Children can rebel against many things including their parents at different points in their lives.  The last thing intended is to have the child rebel and engage in inappropriate actions on the Internet to express their rebellion. This leads me to think that sharing information with children on what is good and bad behavior on the Internet and also sharing the reason why things are good or bad is extremely important.  There will always come a time when we have to depend on each child to make good decisions on their own based upon their understanding of good and bad.   Of course, parents must also provide adult supervision to children who have not yet reached the age where they are capable of making decisions on their own, so coupling the communication with other actions and tools is appropriate and required.
 
Other preventative measures can include many things.  For example, the police officers highly recommended that no child be allowed to have a computer in their bedroom.  They recommended instead that parents use a shared central room for family access of the computer.

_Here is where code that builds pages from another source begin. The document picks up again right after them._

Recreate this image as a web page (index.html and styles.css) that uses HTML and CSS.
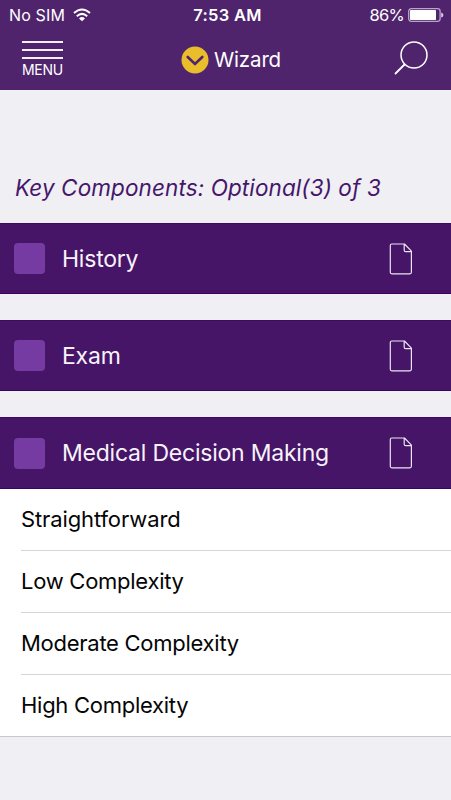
FILE: index.html
```html
<!DOCTYPE html>
<html lang="en">
<head>
<meta charset="utf-8">
<title>Wizard</title>
<link rel="stylesheet" href="styles.css">
</head>
<body>
<svg class="defs" width="0" height="0">
  <symbol id="doc" viewBox="0 0 24 32">
    <path d="M2.8 1H15.5L22.4 8.2V29.3Q22.4 30.8 20.9 30.8H2.8Q1.3 30.8 1.3 29.3V2.5Q1.3 1 2.8 1ZM15.2 1V7.2Q15.2 8.7 16.7 8.7H22" fill="none" stroke="#ece4f2" stroke-width="1.2" stroke-linejoin="round"/>
  </symbol>
</svg>
<header class="top">
  <div class="status">
    <div class="carrier"><span class="sim">No SIM</span>
      <svg width="18" height="14" viewBox="0 0 18 14"><g fill="none" stroke="#fff" stroke-width="2"><path d="M1 5.1Q9-2.1 17 5.1"/><path d="M3.8 8.2Q9 3.6 14.2 8.2"/></g><path d="M6 10.4Q9 7.8 12 10.4L9 13.3Z" fill="#fff"/></svg>
    </div>
    <time class="clock">7:53 AM</time>
    <div class="power"><span class="percent">86%</span>
      <svg width="36" height="14" viewBox="0 0 36 14"><rect x=".7" y=".7" width="31.4" height="12.6" rx="2.5" fill="none" stroke="#b9a3cb" stroke-width="1.3"/><rect x="2" y="2" width="26" height="10" rx=".8" fill="#fff"/><path d="M33.2 4.5Q35.4 5 35.4 7T33.2 9.5Z" fill="#d8cbe2"/></svg>
    </div>
  </div>
  <nav class="nav">
    <div class="menu"><i></i><i></i><i></i><span class="menu-label">MENU</span></div>
    <div class="title">
      <svg width="28" height="28" viewBox="0 0 28 28"><circle cx="14" cy="14" r="13.5" fill="#e9bd2b"/><path d="M6.7 11L14 18L21.3 11" fill="none" stroke="#4f246d" stroke-width="2.6" stroke-linecap="round"/></svg>
      <span class="title-label">Wizard</span>
    </div>
    <svg class="search" width="36" height="36" viewBox="0 0 36 36"><g fill="none" stroke="#fff" stroke-linecap="round"><circle cx="21" cy="15" r="13" stroke-width="1.5"/><path d="M11.5 24.5L2.5 33.5" stroke-width="1.8"/></g></svg>
  </nav>
</header>
<main>
  <h1 class="heading"><span class="heading-text">Key Components: Optional(3) of 3</span></h1>
  <section class="bar"><span class="box"></span><span class="label">History</span><svg class="doc" width="24" height="32"><use href="#doc"/></svg></section>
  <section class="bar"><span class="box"></span><span class="label">Exam</span><svg class="doc" width="24" height="32"><use href="#doc"/></svg></section>
  <section class="bar open"><span class="box"></span><span class="label">Medical Decision Making</span><svg class="doc" width="24" height="32"><use href="#doc"/></svg></section>
  <ul class="options">
    <li><span class="straight">Straightforward</span></li>
    <li><span>Low Complexity</span></li>
    <li><span>Moderate Complexity</span></li>
    <li><span>High Complexity</span></li>
  </ul>
</main>
</body>
</html>
```
FILE: styles.css
```css
* { box-sizing: border-box; }
body { margin: 0; width: 451px; height: 800px; overflow: hidden; background: #efeff4; font-family: Inter, "Liberation Sans", sans-serif; white-space: nowrap; }
svg { display: block; flex: none; }
.defs { position: absolute; }
.top { height: 90px; background: #4f246d; color: #fff; }
.status { height: 29px; display: grid; grid-template-columns: 1fr auto 1fr; align-items: center; padding: 0 7px 0 9px; font-size: 16px; line-height: 20px; }
.carrier, .power { display: flex; align-items: center; }
.carrier { gap: 8px; }
.sim { letter-spacing: .15px; }
.power { justify-content: flex-end; gap: 4px; }
.clock { font-weight: 600; font-size: 16.5px; letter-spacing: .3px; padding-left: 2px; }
.percent { font-size: 16.5px; letter-spacing: -.7px; }
.nav { height: 61px; display: grid; grid-template-columns: 1fr auto 1fr; padding: 0 21px 0 22px; }
.menu { width: 41px; padding-top: 12px; display: flex; flex-direction: column; gap: 6px; }
.menu i { height: 2px; background: #f4eff7; }
.menu-label { font-size: 14px; line-height: 16px; letter-spacing: -.3px; margin-top: -3px; }
.title { display: flex; align-items: center; gap: 5px; padding-left: 10px; font-size: 20.5px; letter-spacing: -.15px; }
.search { justify-self: end; margin: 11px 1px 0 0; }
.heading { height: 133px; margin: 0; padding: 84px 0 0 15px; font-size: 22.5px; line-height: 28px; font-weight: 400; font-style: italic; letter-spacing: .1px; color: #46166b; }
.bar { height: 71px; margin-bottom: 26px; padding: 0 38px 0 14px; display: flex; align-items: center; background: #461567; border-top: 1px solid #3d0b60; border-bottom: 1px solid #35065a; color: #f7f3fa; font-size: 23px; letter-spacing: -.22px; }
.bar.open { height: 72px; margin-bottom: 0; }
.box { width: 31px; height: 31px; border-radius: 4px; background: #763ba2; margin-right: 17px; }
.doc { margin-left: auto; }
.options { margin: 0; padding: 0 0 0 21px; list-style: none; background: #fff; border-bottom: 1px solid #c9c8cd; color: #050505; font-size: 22px; letter-spacing: -.27px; }
.options li { height: 62px; padding-bottom: 2px; display: flex; align-items: center; border-bottom: 1px solid #d5d4d8; }
.options li:last-child { height: 61px; border: 0; }
.straight { letter-spacing: -.12px; }
```
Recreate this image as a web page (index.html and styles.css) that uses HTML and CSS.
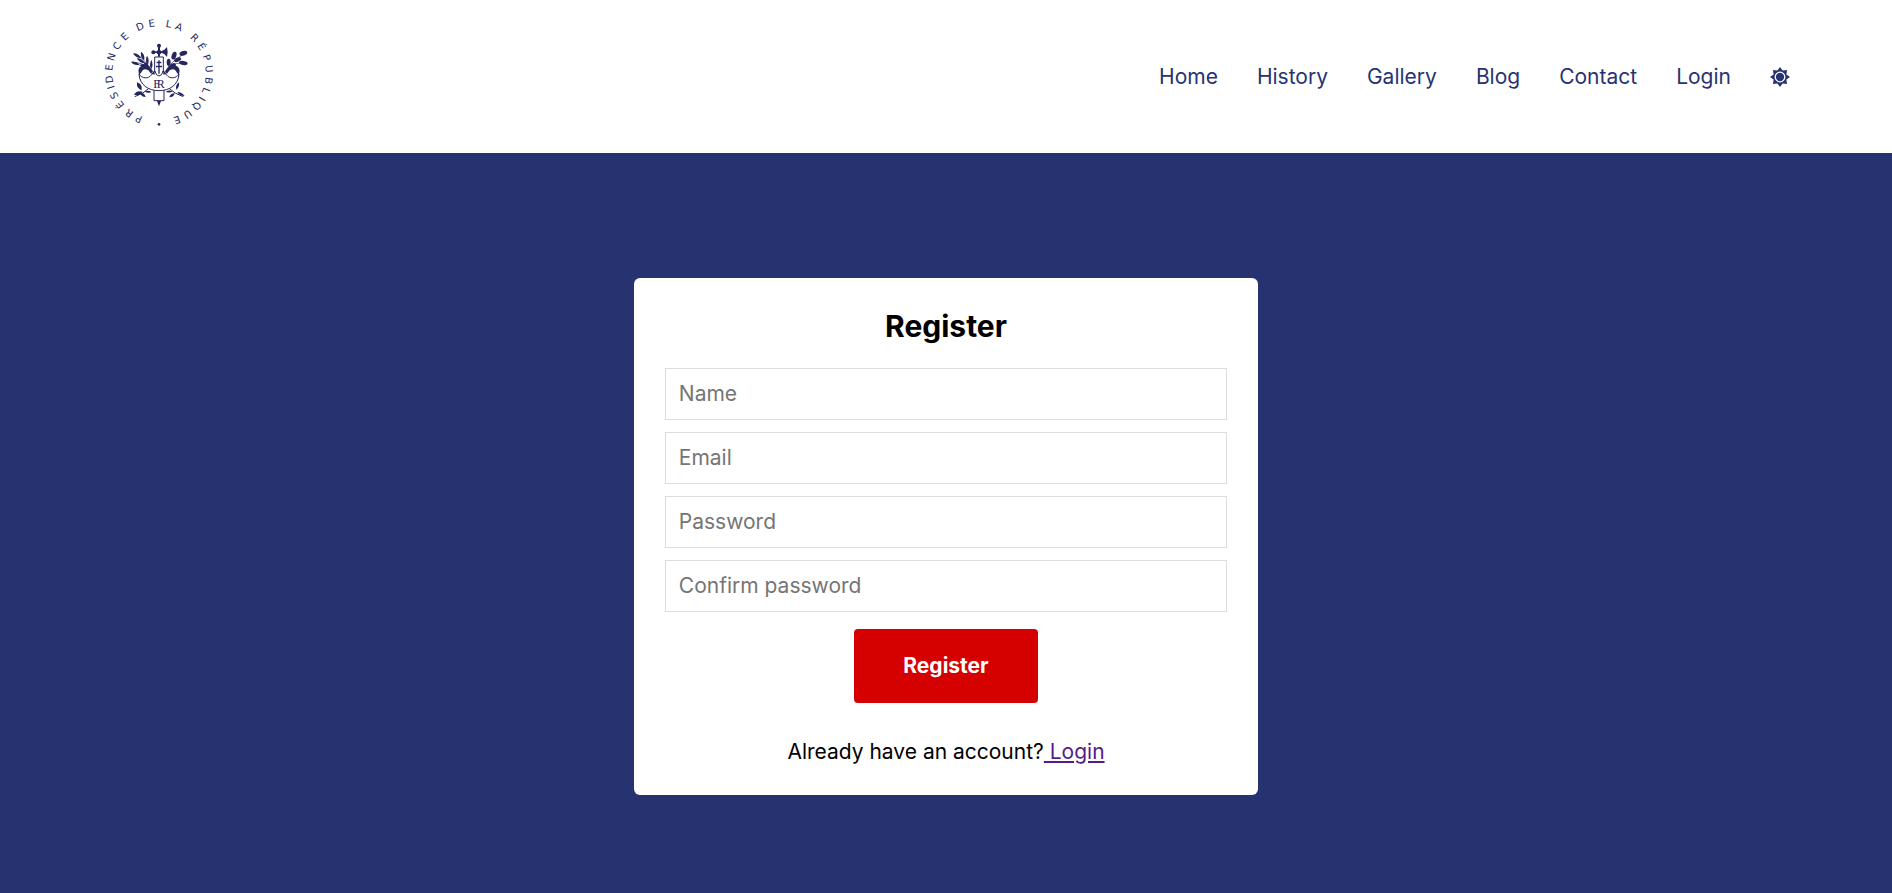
FILE: index.html
```html
<!DOCTYPE html>
<html lang="en">
<head>
<meta charset="utf-8">
<meta name="viewport" content="width=device-width, initial-scale=1">
<title>Register</title>
<link rel="stylesheet" href="styles.css">
</head>
<body>
<header class="header">
  <a class="logo" href="#" aria-label="Présidence de la République">
    <svg class="logo-mark" viewBox="36 38 342 351" fill="none" stroke="#25265e" stroke-width="3">
      <defs>
        <path id="ring" d="M207 343A140 140 0 0 1 207 63A140 140 0 0 1 207 343"/>
      </defs>
      <text class="logo-text"><textPath href="#ring"><tspan x="58 89 124 155 179 202 235 266 300 334">PRÉSIDENCE</tspan><tspan x="385 419">DE</tspan><tspan x="467 497">LA</tspan><tspan x="550 582 616 648 681 710 735 760 794 828">RÉPUBLIQUE</tspan></textPath></text>
      <circle cx="207" cy="357" r="4" fill="#25265e" stroke="none"/>
      <!-- laurel branch -->
      <path d="M137 146q35 20 49 54M126 171q30 0 52 17" stroke-width="2"/>
      <g fill="#25265e" stroke="none">
        <path d="M129 144q18 0 24 15-17-1-24-15zM153 139q14 9 9 26-12-9-9-26zM171 151q9 13 2 28-9-13-2-28zM184 163q7 15 0 28-8-12 0-28zM123 169q15-3 26 9-17 4-26-9zM140 159q17 0 25 15-16 0-25-15zM148 180q13-8 25 1-11 9-25-1zM160 169q14 4 17 16-14-2-17-16z"/>
      </g>
      <!-- oak branch -->
      <path d="M228 200q11-30 55-55M234 186q25-16 52-14" stroke-width="2"/>
      <g fill="#25265e" stroke="none">
        <ellipse cx="280" cy="144" rx="12" ry="7" transform="rotate(-18 280 144)"/>
        <ellipse cx="252" cy="151" rx="7" ry="12" transform="rotate(18 252 151)"/>
        <ellipse cx="263" cy="163" rx="11" ry="6" transform="rotate(-25 263 163)"/>
        <ellipse cx="280" cy="173" rx="13" ry="6" transform="rotate(10 280 173)"/>
        <ellipse cx="236" cy="171" rx="6" ry="11"/>
        <ellipse cx="249" cy="180" rx="9" ry="6" transform="rotate(-20 249 180)"/>
      </g>
      <!-- lower branches -->
      <path d="M134 274q26-8 44-26M280 274q-26-8-44-26" stroke-width="3"/>
      <g fill="#25265e" stroke="none">
        <path d="M141 231q17 5 14 24-17-6-14-24zM132 268q8-14 26-9-8 14-26 9zM151 262q13 0 16 13-14 0-16-13zM164 258q11-5 20 2-11 6-20-2z"/>
        <path d="M267 231q2 15-8 22-4-13 8-22zM284 272q-9-12-22-12 6 12 22 12zM254 264q-13 0-16 12 14 0 16-12zM248 258q-11-6-20 1 11 6 20-1z"/>
      </g>
      <!-- fasces -->
      <path d="M194 215v-60h26v60M192 250v36h30v-36" fill="#fff"/>
      <!-- shield -->
      <path d="M147 206c2 33 28 50 60 50s58-17 60-50c-8 14-28 15-36 4l-12-13q-3 15-12 15t-12-15l-12 13c-8 11-28 10-36-4z" fill="#fff"/>
      <path d="M184 205l10-10v13zM230 205l-10-10v13z" fill="#25265e" stroke="none"/>
      <!-- lion heads -->
      <path d="M147 208q-6-22 9-27 13-5 23 3l10 14-6 7-8-10q-14-8-19 3-2 6-9 10zM267 208q6-22-9-27-13-5-23 3l-10 14 6 7 8-10q14-8 19 3 2 6 9 10z" fill="#25265e" stroke="none"/>
      <!-- spearhead and axe -->
      <g fill="#25265e" stroke="none">
        <circle cx="207" cy="121" r="6"/>
        <path d="M204 120h6v34h-6zM190 138h34v5h-34z"/>
        <circle cx="190" cy="141" r="6"/>
        <circle cx="207" cy="141" r="7"/>
        <path d="M215 137l8-4 8-8q4 15 0 30l-8-9-8-3z"/>
        <path d="M205 165h4v40h-4zM200 169h14v5h-14zM198 181h18v5h-18z"/>
        <path d="M201 287h12l-3 8-3 8-3-8z"/>
      </g>
      <text class="monogram" x="200" y="247">F</text>
      <text class="monogram" x="212" y="247">R</text>
    </svg>
  </a>
  <nav class="nav">
    <a href="#">Home</a>
    <a href="#">History</a>
    <a href="#">Gallery</a>
    <a href="#">Blog</a>
    <a href="#">Contact</a>
    <a href="#">Login</a>
    <button class="theme" type="button" aria-label="Toggle theme">
      <svg viewBox="0 0 20 20" width="20" height="20">
        <path fill="#273371" d="M10 0l2.6 3.6L17 3l-.6 4.4L20 10l-3.6 2.6L17 17l-4.4-.6L10 20l-2.6-3.6L3 17l.6-4.4L0 10l3.6-2.6L3 3l4.4.6z"/>
        <circle cx="10" cy="10" r="4.8" fill="#273371" stroke="#fff" stroke-width="1.3"/>
      </svg>
    </button>
  </nav>
</header>
<main class="main">
  <form class="card">
    <h1 class="title">Register</h1>
    <div class="fields">
      <input class="field" type="text" placeholder="Name" aria-label="Name">
      <input class="field" type="email" placeholder="Email" aria-label="Email">
      <input class="field" type="password" placeholder="Password" aria-label="Password">
      <input class="field" type="password" placeholder="Confirm password" aria-label="Confirm password">
    </div>
    <button class="submit" type="submit">Register</button>
    <p class="switch">Already have an account?<a href="#"> Login</a></p>
  </form>
</main>
</body>
</html>
```
FILE: styles.css
```css
* {
  box-sizing: border-box;
}

body {
  display: flex;
  flex-direction: column;
  min-height: 100vh;
  margin: 0;
  background: #273371;
  color: #000;
  font-family: Inter, "Liberation Sans", sans-serif;
  font-size: 21px;
  line-height: 24px;
}

.header {
  display: flex;
  align-items: center;
  justify-content: space-between;
  padding: 18px 102px;
  background: #fff;
}

.logo {
  display: block;
}

.logo-mark {
  display: block;
  width: 114px;
  height: 117px;
  overflow: visible;
}

.logo-text {
  fill: #25265e;
  stroke: none;
  font-family: "DejaVu Sans", sans-serif;
  font-size: 30px;
  text-anchor: middle;
}

.monogram {
  fill: #25265e;
  stroke: none;
  font-family: "Liberation Serif", serif;
  font-size: 36px;
  text-anchor: middle;
}

.nav {
  display: flex;
  align-items: center;
  gap: 39px;
}

.nav a {
  color: #273371;
  text-decoration: none;
}

.theme {
  display: flex;
  padding: 0;
  border: 0;
  background: none;
}

.main {
  display: flex;
  flex: 1;
  align-items: flex-start;
  justify-content: center;
  padding: 125px 0 98px;
}

.card {
  display: flex;
  flex-direction: column;
  align-items: center;
  width: 33%;
  min-width: 480px;
  padding: 31px;
  border-radius: 6px;
  background: #fff;
}

.title {
  margin: 0 0 25px;
  font-size: 30px;
  font-weight: 700;
  line-height: 34px;
}

.fields {
  display: flex;
  flex-direction: column;
  gap: 12px;
  width: 100%;
}

.field {
  width: 100%;
  padding: 13px;
  border: 1px solid #ddd;
  border-radius: 0;
  background: #fff;
  font: inherit;
}

.field::placeholder {
  color: #757575;
}

.submit {
  margin: 17px 0 37px;
  padding: 25px 49px;
  border: 0;
  border-radius: 4px;
  background: #d50000;
  color: #fff;
  font: inherit;
  font-weight: 700;
}

.switch {
  margin: 0;
}

.switch a {
  color: #551a8b;
  text-decoration: underline;
  white-space: pre-wrap;
}
```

Additionally, there are many good family safety applications commercially available, which monitor and restrict access for children on the Internet. I am considering using BSecure, which seems to have a very good track record.  In the interim, I am currently using the Windows Live free Family Safety application, which any Windows Live user can immediately start using.  This application also sends me weekly reports on my son’s overall computer usage.
 
Most of the best of these applications use “white lists” which restrict access to only a limited set of sites selected by the user. Some use “Black lists”, which prevent access to known bad sites and which the application automatically updates based upon user input. Others use both white and black lists and many of them also can also restrict language, time of access, or type of access to things like chat or instant messages.